Even insurance companies are catching on. Many now demand stronger voice verification processes before they'll cover fraud losses.

Tech Trivia Break: Fun Facts to Share at Your Next Chamber Meeting
Because cybersecurity doesn't have to be all doom and gloom, here are some wild tech tidbits:
🎤 The first "deepfake" technology was actually developed for Hollywood special effects. Now it's being used to fake your accountant's voice. Thanks, progress!
🤖 The term "deepfake" comes from combining "deep learning" (the AI technique) with "fake." Creative naming, we know.
📞 Alexander Graham Bell's first phone call was "Mr.
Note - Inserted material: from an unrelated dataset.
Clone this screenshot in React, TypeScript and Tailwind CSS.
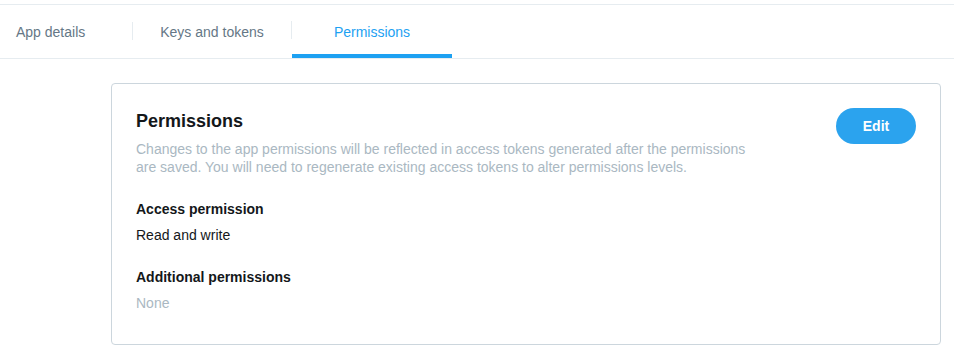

Watson, come here, I want to see you." In 2026, it might be "Mr. Watson, wire $50,000 to this offshore account immediately."
💡 Why did the hacker break up with the internet? Because there was no connection! (Okay, we never said these would be good jokes.)
🔐 A computer password is like underwear: Change it regularly, don't share it with friends, and never leave it lying around.
How to Protect Your Venice FL Business
Alright, enough scary stuff. Let's talk solutions. Here's what businesses throughout our service area, from Nokomis to Port Charlotte, should be implementing right now.
1. Create a "Trust But Verify" Culture
Establish clear protocols that any request for money, password resets, or sensitive data changes requires out-of-band verification. That means if someone calls asking for a wire transfer, you hang up and call them back at a known number. Every. Single. Time.
Yes, even if it's "definitely" your boss. Especially if it's "definitely" your boss.
2. Implement Code Words
Some businesses are going old-school with this one: establishing secret code words that must be exchanged during sensitive requests. It sounds like spy movie stuff, but it works.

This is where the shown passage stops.